The measure of our worth isn’t supposed to be the open market for our services anymore, but his view of the morality of our labor. If, like with Jake Desantis he doesn’t understand how you’ve earned the money, he rallies his populist mob to and warms up the ACORN busses so you can have protesters harassing your kids at the end of your driveway. But if in his eyes you’ve created ‘real value’ then it’s OK to make a little money… for now. But we all know that’s not going to last. We’ve seen this movie before. And we all know that his ‘reduce the deficit after the crisis’ commitment isn’t going to come from spending cuts…

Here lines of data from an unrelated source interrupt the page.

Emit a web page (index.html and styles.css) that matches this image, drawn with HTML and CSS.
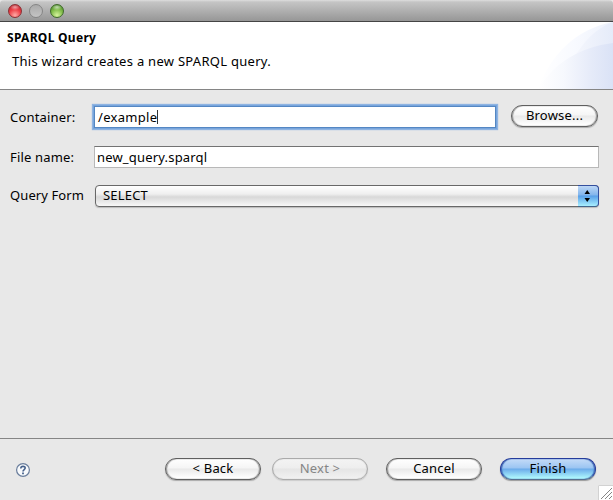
FILE: index.html
```html
<!DOCTYPE html>
<html lang="en">
<head>
<meta charset="utf-8">
<title>SPARQL Query</title>
<link rel="stylesheet" href="styles.css">
</head>
<body>
<main class="window">
  <div class="titlebar">
    <span class="light red"></span><span class="light gray"></span><span class="light green"></span>
  </div>
  <header class="banner">
    <svg class="swoosh" width="82" height="67" viewBox="0 0 82 67" aria-hidden="true">
      <defs>
        <linearGradient id="a"><stop offset="0" stop-color="#fff"/><stop offset=".5" stop-color="#f8faff"/><stop offset="1" stop-color="#edf1fb"/></linearGradient>
        <linearGradient id="b"><stop offset="0" stop-color="#f5f7fd"/><stop offset="1" stop-color="#e5ebf9"/></linearGradient>
        <linearGradient id="c"><stop offset="0" stop-color="#fff"/><stop offset=".35" stop-color="#f6f8fd"/><stop offset=".7" stop-color="#e6ebf9"/><stop offset="1" stop-color="#dae2f6"/></linearGradient>
      </defs>
      <path d="M7 67C19 34 44 7 82 0V67Z" fill="url(#a)"/>
      <path d="M43 36C53 19 64 7 82 0V40Z" fill="url(#b)"/>
      <path d="M7 67C23 41 49 25 82 21V67Z" fill="url(#c)"/>
    </svg>
    <h1>SPARQL Query</h1>
    <p>This wizard creates a new SPARQL query.</p>
  </header>
  <section class="form">
    <div class="row container-row">
      <span class="label">Container:</span>
      <div class="field focused"><span>/example</span><i class="caret"></i></div>
      <button class="button browse"><span>Browse...</span></button>
    </div>
    <div class="row file-row">
      <span class="label">File name:</span>
      <div class="field"><span>new_query.sparql</span></div>
    </div>
    <div class="row query-row">
      <span class="label">Query Form</span>
      <div class="select"><span>SELECT</span>
        <div class="stepper"><svg width="20" height="20" viewBox="0 0 20 20"><path d="M6.500 8h5.500L9.250 4ZM6.500 12h5.500L9.250 16Z"/></svg></div>
      </div>
    </div>
  </section>
  <footer class="footer">
    <svg class="help" width="16" height="16" viewBox="0 0 16 16"><circle cx="8" cy="8" r="6.400" fill="#f8fafc" stroke="#6a7e9c" stroke-width="1.200"/><path d="M5.800 6.400C5.800 3.700 10.200 3.700 10.200 6.100C10.200 7.600 8 7.600 8 9.500" fill="none" stroke="#47628c" stroke-width="1.600"/><path d="M7.100 10.600h1.800v1.600H7.100z" fill="#47628c"/></svg>
    <button class="button back"><span>&lt; Back</span></button>
    <button class="button next" disabled><span>Next &gt;</span></button>
    <button class="button cancel"><span>Cancel</span></button>
    <button class="button finish"><span>Finish</span></button>
    <svg class="grip" width="15" height="15" viewBox="0 0 15 15"><path d="M0 0h15v15H0z" fill="#fff"/><path d="M.5 15V.5H15" fill="none" stroke="#d2d2d2"/><path d="M3 14L14 3M7 14L14 7M11 14L14 11" stroke="#858585" stroke-width="1"/></svg>
  </footer>
</main>
</body>
</html>
```
FILE: styles.css
```css
* { box-sizing: border-box; }
body { margin: 0; background: #e8e8e8; }
.window {
  width: 613px; height: 500px; display: flex; flex-direction: column;
  position: relative; overflow: hidden; background: #e8e8e8; color: #000;
  font: 13px/18px "Noto Sans", "Open Sans", sans-serif; letter-spacing: .18px;
}
.titlebar {
  height: 22px; flex: none; display: flex; gap: 7px; padding: 4px 0 0 8px;
  background: linear-gradient(#dedede 0, #c5c5c5 2px, #969696 21px);
  border-bottom: 1px solid #454545; border-radius: 4px 4px 0 0;
}
.light { width: 14px; height: 14px; border-radius: 50%; border: 1px solid #777; }
.red { background: radial-gradient(ellipse 5px 3px at 50% 18%, #fff8, transparent), radial-gradient(circle at 50% 85%, #ffaaa5, #ee4148 50%, #a91822); border-color: #8a3034; }
.gray { background: linear-gradient(#aaa, #c4c4c4); border-color: #858585; }
.green { background: radial-gradient(ellipse 5px 3px at 50% 18%, #fff9, transparent), radial-gradient(circle at 50% 85%, #d6f49d, #82bd4b 50%, #3b7b1f); border-color: #3f6a2a; }
.banner { height: 68px; flex: none; position: relative; padding: 7px 0 0 7px; background: #fff; border-bottom: 1px solid #858585; }
.swoosh { position: absolute; right: 0; top: 0; }
h1 { margin: 0; width: max-content; font-size: 12px; line-height: 18px; font-weight: 700; letter-spacing: .3px; }
p { margin: 5px 0 0 5px; width: max-content; line-height: 18px; letter-spacing: .28px; }
.form { flex: 1; padding: 14px 14px 0 10px; }
.row { display: flex; align-items: flex-start; }
.label { flex: none; width: 84px; padding-top: 4px; white-space: nowrap; }
.container-row { height: 42px; }
.file-row { height: 39px; }
.file-row .label { padding-top: 2px; }
.query-row .label { width: 85px; padding-top: 1px; letter-spacing: .1px; }
.field { height: 22px; flex: 1; display: flex; align-items: center; background: #fff; border: 1px solid #b8b8b8; border-top-color: #737373; padding-left: 2px; }
.focused { flex: none; width: 402px; margin: 2px 15px 0 0; padding-left: 3px; letter-spacing: .3px; border-color: #5487c3; box-shadow: 0 0 0 1px #78a5dc, 0 0 1px 2px #8fb4e2; }
.caret { width: 1px; height: 14px; background: #333; }
.button {
  width: 96px; height: 22px; flex: none; padding: 0 0 3px; border: 1px solid #5f5f5f;
  border-radius: 11px; color: #000; font: inherit; letter-spacing: .2px; white-space: nowrap;
  background: linear-gradient(#fff 0, #f5f5f5 45%, #e9e9e9 50%, #fff 95%);
  box-shadow: inset 1px 0 1px #999, inset -1px 0 1px #999, 0 1px 1px #aaa;
}
.button span { display: inline-block; }
.browse { width: 87px; margin-top: 1px; }
.select { flex: 1; height: 22px; display: flex; align-items: center; padding: 0 0 0 7px; border: 1px solid #686868; border-radius: 4px; background: linear-gradient(#fff, #efefef 40%, #d8d8d8 55%, #f8f8f8); box-shadow: 0 1px 1px #bbb; }
.select span { padding-bottom: 2px; }
.stepper { margin: -1px -1px -1px auto; width: 21px; height: 22px; border: 1px solid #344f9e; border-left: 0; border-bottom-color: #42658b; border-radius: 0 4px 4px 0; background: linear-gradient(#bdd7f6, #82b5ec 45%, #58a0e9 50%, #a8efff); }
.stepper svg { display: block; }
.footer { height: 62px; flex: none; display: flex; position: relative; padding: 19px 0 0 15px; border-top: 1px solid #858585; }
.help { margin: 4px 134px 0 0; }
.next { margin-left: 11px; color: #858585; border-color: #aaa; background: linear-gradient(#f3f3f3, #eee 45%, #e5e5e5 50%, #f2f2f2); box-shadow: inset 0 0 1px #aaa, 0 1px 1px #ccc; }
.cancel { margin-left: 18px; }
.finish { margin-left: 18px; border-color: #253c9b; border-bottom-color: #566f8f; background: linear-gradient(#c4dbf8, #9bc5f2 45%, #6babea 50%, #b5ffff); box-shadow: inset 1px 0 1px #3c69b4, inset -1px 0 1px #3c69b4, 0 1px 1px #999; }
.grip { position: absolute; right: 0; bottom: 0; }
```
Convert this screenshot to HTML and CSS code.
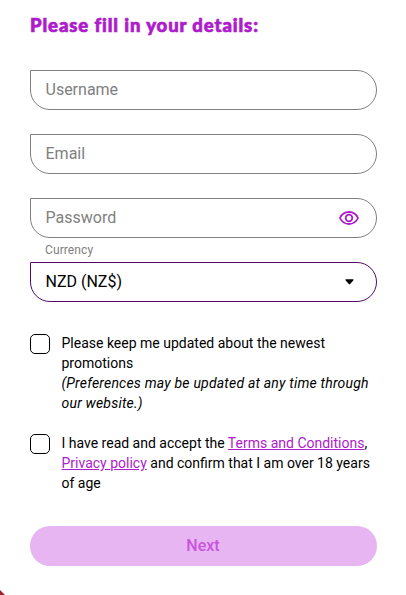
FILE: index.html
```
<!DOCTYPE html>
<html lang="en">
<head>
  <meta charset="UTF-8" />
  <meta name="viewport" content="width=device-width, initial-scale=1.0"/>
  <title>Sign up</title>
  <link rel="stylesheet" href="styles.css">
</head>
<body>

  <form class="signup-form">
    <h2>Please fill in your details:</h2>

    <div class="field">
      <input type="text" name="username" placeholder="Username" />
    </div>

    <div class="field">
      <input type="email" name="email" placeholder="Email" />
    </div>

    <div class="field">
      <input type="password" name="password" placeholder="Password" />
      <svg class="eye" viewBox="0 0 20 14" width="20" height="14">
        <path d="M1 7C2.7 3.2 6 1 10 1s7.300 2.200 9 6c-1.700 3.800-5 6-9 6S2.700 10.800 1 7z"/>
        <circle cx="10" cy="7" r="3.300"/>
      </svg>
    </div>

    <label class="currency-label">Currency</label>
    <div class="field currency">
      <span>NZD (NZ$)</span>
      <svg class="arrow" viewBox="0 0 10 6" width="9" height="6">
        <path d="M1.200 0h7.600c.6 0 .9.7.4 1.200L5.700 5.200c-.4.4-1 .4-1.400 0L.8 1.200C.3.700.6 0 1.200 0z"/>
      </svg>
    </div>

    <label class="check-row promo">
      <input type="checkbox" name="promotions" />
      <span>Please keep me updated about the newest promotions<br><em>(Preferences may be updated at any time through our website.)</em></span>
    </label>

    <label class="check-row">
      <input type="checkbox" name="terms" />
      <span>I have read and accept the <a href="#">Terms and Conditions</a>, <a href="#">Privacy policy</a> and confirm that I am over 18 years of age</span>
    </label>

    <button type="submit" disabled>Next</button>
  </form>

  <div class="corner"></div>

</body>
</html>
```
FILE: styles.css
```
* {
  box-sizing: border-box;
}

body {
  font-family: Roboto, sans-serif;
  background: #fff;
  color: #000;
  margin: 0;
  height: 595px;
  overflow: hidden;
  position: relative;
}

.signup-form {
  width: 347px;
  margin-left: 30px;
  padding-top: 10px;
}

h2 {
  margin: 0 0 30px;
  font-family: Lato, sans-serif;
  font-size: 18.5px;
  font-weight: 900;
  line-height: 30px;
  letter-spacing: 0.9px;
  color: #ae1bcb;
  -webkit-text-stroke: 0.7px #ae1bcb;
  white-space: nowrap;
}

.field {
  display: flex;
  align-items: center;
  justify-content: space-between;
  height: 40px;
  margin-bottom: 24px;
  padding: 0 17px 0 14.5px;
  border: 1px solid #808080;
  border-radius: 0 20px 20px 20px;
}

.field input {
  flex: 1;
  min-width: 0;
  padding: 0 0 2px;
  border: none;
  outline: none;
  background: none;
  font-family: inherit;
  font-size: 16px;
}

.field input::placeholder {
  color: #808080;
}

.eye {
  fill: none;
  stroke: #ae1bcb;
  stroke-width: 1.8;
}

.currency-label {
  display: block;
  height: 24px;
  margin-top: -24px;
  padding-left: 15px;
  font-size: 12px;
  line-height: 24px;
  letter-spacing: 0.1px;
  color: #808080;
}

.currency {
  margin-bottom: 31px;
  padding-right: 22px;
  border-color: #520a67;
  font-size: 16px;
}

.currency span {
  padding-bottom: 2px;
}

.check-row {
  display: flex;
  align-items: flex-start;
  font-size: 14px;
  line-height: 20px;
}

.check-row em {
  letter-spacing: 0.2px;
}

.promo {
  margin-bottom: 20px;
}

.check-row input {
  appearance: none;
  flex: none;
  width: 20px;
  height: 20px;
  margin: 1px 11.5px 0 0;
  border: 1px solid #000;
  border-radius: 5px;
}

.check-row a {
  color: #ae1bcb;
}

button {
  display: block;
  width: 100%;
  height: 40px;
  margin-top: 33px;
  padding: 0 1px 2px 0;
  border: none;
  border-radius: 20px;
  background: #e7b5f1;
  color: #c854df;
  font-family: inherit;
  font-size: 16px;
  font-weight: 500;
}

/* edge of the badge under the form */
.corner {
  position: absolute;
  left: 0;
  bottom: 0;
  width: 5px;
  height: 5px;
  background: #a3202d;
  clip-path: polygon(0 0, 100% 100%, 0 100%);
}
```
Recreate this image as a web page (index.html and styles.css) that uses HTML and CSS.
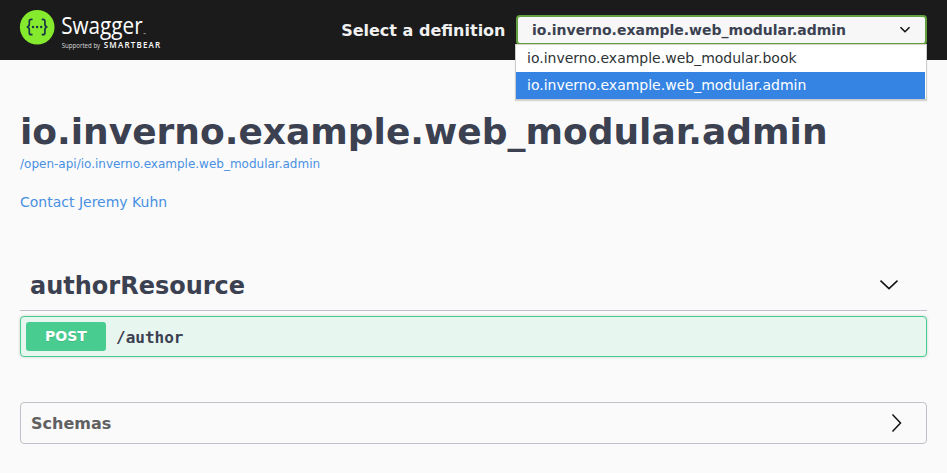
FILE: index.html
```html
<!DOCTYPE html>
<html lang="en">
<head>
<meta charset="utf-8">
<title>Swagger UI</title>
<link rel="stylesheet" href="styles.css">
</head>
<body>
<header class="topbar">
  <a class="logo">
    <svg width="142" height="42" viewBox="0 0 142 42">
      <circle cx="17.2" cy="17.2" r="17.3" fill="#85ea2d"/>
      <g fill="none" stroke="#173647" stroke-width="1.7">
        <path d="M12.5 9.3h-1.2q-2 0-2 2v2.8q0 2.9-2.6 2.9q2.6 0 2.6 2.9v2.8q0 2 2 2h1.2"/>
        <path d="M21.7 9.3h1.2q2 0 2 2v2.8q0 2.9 2.6 2.9q-2.6 0-2.6 2.9v2.8q0 2-2 2h-1.2"/>
      </g>
      <g fill="#173647"><circle cx="13" cy="17" r="1.2"/><circle cx="17.1" cy="17" r="1.2"/><circle cx="21.2" cy="17" r="1.2"/></g>
      <text class="logo-name" x="41.2" y="24.4" textLength="81.5" lengthAdjust="spacingAndGlyphs">Swagger</text>
      <path d="M123.5 23.6h2.3" stroke="#aaa" stroke-width=".8"/>
      <text class="logo-by" x="41.7" y="38" textLength="38.5" lengthAdjust="spacingAndGlyphs">Supported by</text>
      <text class="logo-brand" x="83.7" y="38" textLength="56.5">SMARTBEAR</text>
    </svg>
  </a>
  <div class="picker">
    <span class="picker-label">Select a definition</span>
    <div class="select">
      <span>io.inverno.example.web_modular.admin</span>
      <svg width="12" height="8" viewBox="0 0 12 8"><path d="M1.5 1.3L6 5.7l4.5-4.4" fill="none" stroke="#111" stroke-width="1.6"/></svg>
      <ul class="menu">
        <li>io.inverno.example.web_modular.book</li>
        <li class="active">io.inverno.example.web_modular.admin</li>
      </ul>
    </div>
  </div>
</header>
<main>
  <h1>io.inverno.example.web_modular.admin</h1>
  <a class="spec">/open-api/io.inverno.example.web_modular.admin</a>
  <a class="contact">Contact Jeremy Kuhn</a>
  <section>
    <h2>authorResource
      <svg width="20" height="12" viewBox="0 0 20 12"><path d="M1.5 .6L10 8.6l8.5-8" fill="none" stroke="#111" stroke-width="1.5"/></svg>
    </h2>
    <div class="operation">
      <span class="method">POST</span>
      <span class="path">/author</span>
    </div>
  </section>
  <section class="schemas">
    <h3>Schemas</h3>
    <svg width="12" height="20" viewBox="0 0 12 20"><path d="M1.5 1.5l8 8.5-8 8.5" fill="none" stroke="#111" stroke-width="1.5"/></svg>
  </section>
</main>
</body>
</html>
```
FILE: styles.css
```css
* { box-sizing: border-box; }
body {
  margin: 0;
  background: #fafafa;
  color: #3b4151;
  font-family: "DejaVu Sans", sans-serif;
  overflow: hidden;
}
svg { display: block; flex: none; }
h1, h2, h3, ul { margin: 0; padding: 0; }
.topbar {
  display: flex;
  justify-content: space-between;
  height: 60px;
  padding: 10px 20px;
  background: #1b1b1b;
}
.logo svg { overflow: visible; }
.logo text { font-family: "Open Sans", sans-serif; fill: #fff; }
.logo .logo-name { font-size: 23px; }
.logo .logo-by { font-size: 6.2px; fill: #ddd; }
.logo .logo-brand { font-size: 8px; font-weight: 600; }
.picker { display: flex; align-items: center; }
.picker-label {
  margin-right: 10.5px;
  color: #f0f0f0;
  font-size: 16px;
  font-weight: 700;
}
.select {
  position: relative;
  display: flex;
  align-items: center;
  justify-content: space-between;
  width: 411px;
  height: 30px;
  padding: 0 14px;
  border: 2px solid #62a03f;
  border-radius: 4px;
  background: #f7f7f7;
  font-size: 14px;
  font-weight: 700;
}
.menu {
  position: absolute;
  z-index: 1;
  top: 27px;
  left: -3px;
  width: 412px;
  padding: 0 1px 0 0;
  border: 1px solid #ccc;
  border-top-color: #d8d4cc;
  background: #fff;
  box-shadow: 0 1px 1px rgba(0, 0, 0, .15);
  color: #2e3436;
  font-weight: 400;
  list-style: none;
}
.menu li { height: 27px; padding-left: 11px; line-height: 26px; }
.menu .active { background: #3584e4; color: #fff; }
main { padding: 51px 20px 0; }
h1 { font-size: 36px; line-height: 42px; }
.spec, .contact { display: block; color: #4990e2; }
.spec { margin-top: 3px; font-size: 12px; line-height: 16px; }
.contact { margin-top: 21px; font-size: 14px; line-height: 18px; }
h2 {
  display: flex;
  align-items: center;
  justify-content: space-between;
  height: 50px;
  margin-top: 50px;
  padding: 0 28px 0 10px;
  border-bottom: 1px solid #bfc1cb;
  font-size: 24px;
}
.operation {
  display: flex;
  align-items: center;
  height: 41px;
  margin-top: 5px;
  padding: 0 5px;
  border: 1px solid #49cc90;
  border-radius: 4px;
  background: #e8f6f0;
  box-shadow: 0 0 3px rgba(0, 0, 0, .19);
}
.method {
  width: 80px;
  height: 29px;
  border-radius: 3px;
  background: #49cc90;
  color: #fff;
  font-size: 14px;
  font-weight: 700;
  line-height: 28px;
  text-align: center;
  text-shadow: 0 1px 0 rgba(0, 0, 0, .1);
}
.path {
  padding: 2px 0 0 10px;
  font: 700 16px "DejaVu Sans Mono", monospace;
}
.schemas {
  display: flex;
  align-items: center;
  justify-content: space-between;
  height: 42px;
  margin-top: 45px;
  padding: 0 23px 0 10px;
  border: 1px solid #bfc1c9;
  border-radius: 4px;
}
h3 { color: #606060; font-size: 16px; }
```
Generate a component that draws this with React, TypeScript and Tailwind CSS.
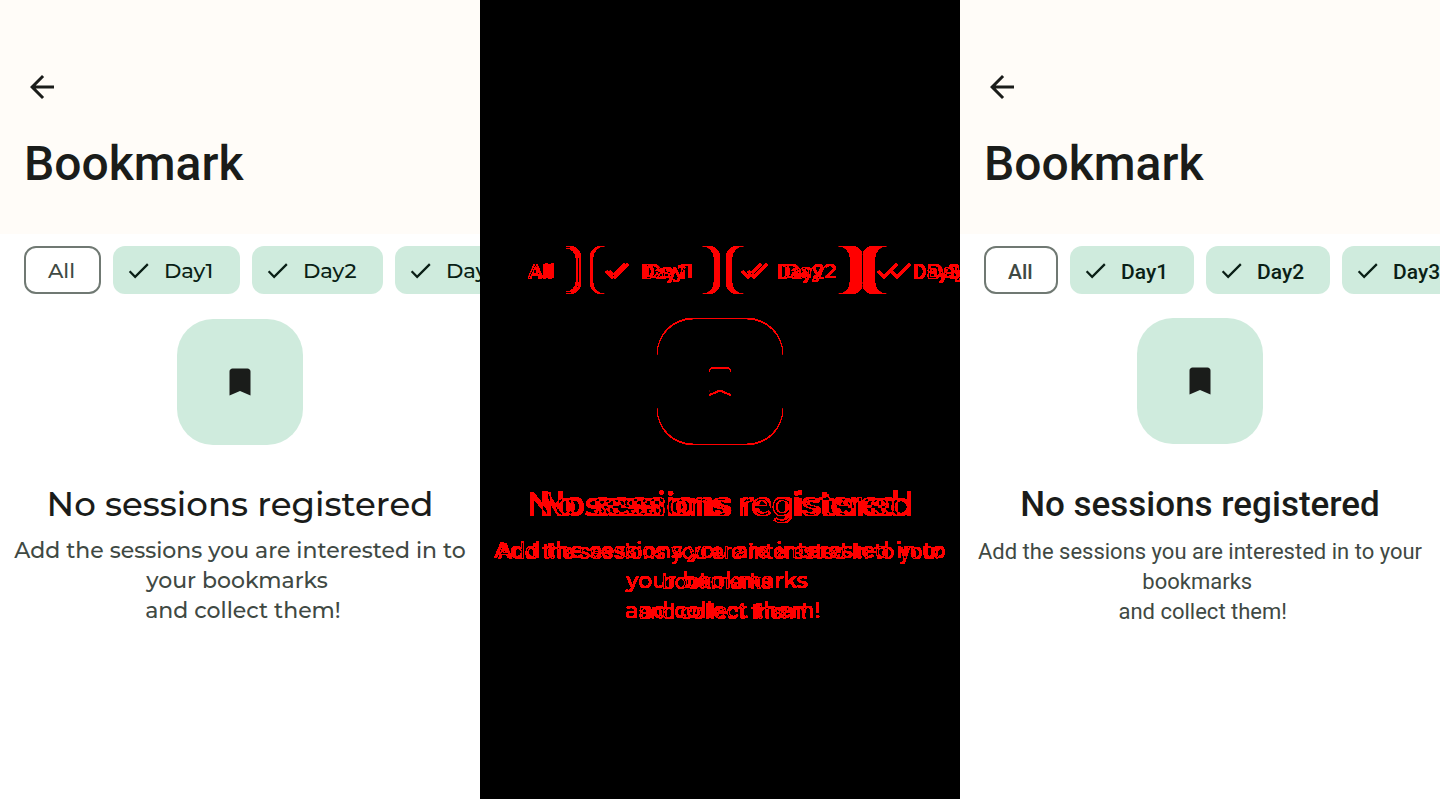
type Variant = "baseline" | "updated";

type ScreenStyle = {
  font: string;
  chipText: string;
  chipLabel: string;
  allChip: string;
  dayChips: string[];
  badgeMargin: string;
  heading: string;
  body: string;
  lines: string[];
};

const screens: Record<Variant, ScreenStyle> = {
  baseline: {
    font: "font-['Montserrat','Inter',sans-serif]",
    chipText: "text-[21px] font-medium",
    chipLabel: "pt-px",
    allChip: "min-w-[77px]",
    dayChips: ["min-w-[127px]", "min-w-[131px]", "min-w-[131px]"],
    badgeMargin: "mt-[25px] mb-[38px]",
    heading: "text-[34px] font-medium",
    body: "mt-[11px] text-[22px] font-medium",
    lines: ["Add the sessions you are interested in to", "your bookmarks ", " and collect them!"],
  },
  updated: {
    font: "font-['Roboto',sans-serif]",
    chipText: "text-[21px] font-medium",
    chipLabel: "pt-[5px]",
    allChip: "min-w-[74px]",
    dayChips: ["min-w-[124px]", "min-w-[124px]", "min-w-[124px]"],
    badgeMargin: "mt-[24px] mb-[40px]",
    heading: "text-[35px] font-medium",
    body: "mt-[11px] text-[22px]",
    lines: ["Add the sessions you are interested in to your", "bookmarks ", " and collect them!"],
  },
};

function BackIcon() {
  return (
    <svg viewBox="0 0 24 24" className="size-9" fill="currentColor" aria-hidden="true">
      <path d="M20 11H7.83l5.59-5.59L12 4l-8 8 8 8 1.41-1.41L7.83 13H20v-2z" />
    </svg>
  );
}

function CheckIcon() {
  return (
    <svg viewBox="0 0 24 24" className="size-[27px]" fill="currentColor" aria-hidden="true">
      <path d="M9 16.17L4.83 12l-1.42 1.41L9 19 21 7l-1.41-1.41z" />
    </svg>
  );
}

function BookmarkIcon() {
  return (
    <svg viewBox="0 0 24 24" className="size-9" fill="currentColor" aria-hidden="true">
      <path d="M17 3H7c-1.1 0-2 .9-2 2v16l7-3 7 3V5c0-1.1-.9-2-2-2z" />
    </svg>
  );
}

function BookmarkScreen({ variant }: { variant: Variant }) {
  const s = screens[variant];
  return (
    <div className={`flex min-w-0 flex-col overflow-hidden bg-white text-[#1a1c1a] ${s.font}`}>
      <header className="flex flex-col items-start bg-[#fffcf8] px-6 pt-[69px] pb-10 font-['Roboto',sans-serif]">
        <button type="button" aria-label="Back">
          <BackIcon />
        </button>
        <h1 className="mt-[29px] text-[48px] leading-[60px] font-medium">Bookmark</h1>
      </header>
      <div className={`flex gap-3 overflow-hidden pt-3 pl-6 ${s.chipText}`}>
        <button
          type="button"
          aria-pressed="false"
          className={`flex h-12 shrink-0 items-center rounded-xl border-2 border-[#707973] pl-[22px] text-[#404943] ${s.allChip}`}
        >
          <span className={s.chipLabel}>All</span>
        </button>
        {s.dayChips.map((width, i) => (
          <button
            key={i}
            type="button"
            aria-pressed="true"
            className={`flex h-12 shrink-0 items-center gap-3 rounded-xl bg-[#cfebdd] pl-3 text-[#0a1f16] ${width}`}
          >
            <CheckIcon />
            <span className={s.chipLabel}>{`Day${i + 1}`}</span>
          </button>
        ))}
      </div>
      <div className="flex flex-col items-center text-center">
        <div
          className={`flex size-[126px] items-center justify-center rounded-[36px] bg-[#cfebdd] ${s.badgeMargin}`}
        >
          <BookmarkIcon />
        </div>
        <h2 className={`leading-[42px] whitespace-nowrap ${s.heading}`}>No sessions registered</h2>
        <p className={`leading-[30px] text-[#404943] ${s.body}`}>
          {s.lines.map((line) => (
            <span key={line} className="block whitespace-pre">
              {line}
            </span>
          ))}
        </p>
      </div>
    </div>
  );
}

/* Blends the two screens and turns every differing pixel red. */
function DifferencePanel() {
  return (
    <div inert className="min-w-0 overflow-hidden bg-black">
      <svg width="0" height="0" className="absolute" aria-hidden="true">
        <filter id="mark-red" x="0" y="0" width="1" height="1" colorInterpolationFilters="sRGB">
          <feColorMatrix
            type="matrix"
            values="60 60 60 0 -0.4  0 0 0 0 0  0 0 0 0 0  0 0 0 0 1"
          />
        </filter>
      </svg>
      <div className="isolate grid h-full grid-cols-1 [filter:url(#mark-red)]">
        <div className="grid min-w-0 [grid-area:1/1]">
          <BookmarkScreen variant="baseline" />
        </div>
        <div className="grid min-w-0 mix-blend-difference [grid-area:1/1]">
          <BookmarkScreen variant="updated" />
        </div>
      </div>
    </div>
  );
}

export default function App() {
  return (
    <main className="grid min-h-screen grid-cols-3">
      <BookmarkScreen variant="baseline" />
      <DifferencePanel />
      <BookmarkScreen variant="updated" />
    </main>
  );
}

He has institutionalized envy of the rich, without any consideration of how the rich got that way. And I for one am not going to lay back and let my labor be confiscated. I know that a great many of my peers feel exactly the same way.
There are entire trading desks threatening to resign en masse from the TARP recipient banks. There are dozens of small hedge funds looking to rent offices in Bermuda, Grand Bahama and Grand Cayman islands. As you read this an entire generation of highly productive people are working toward becoming “Ex-Americans” because like me they have no intention of handing a majority of their labor over to others. And if Obama and his brown shirts want us, they’ll have to come get us.
Hitler demonized the Jews and Obama is demonizing the rich investment bankers. Hitler thought the world would be better without the Jews, and Obama apparently thinks America would be better without the rich.
Life really has become just like an Ayn Rand Novel.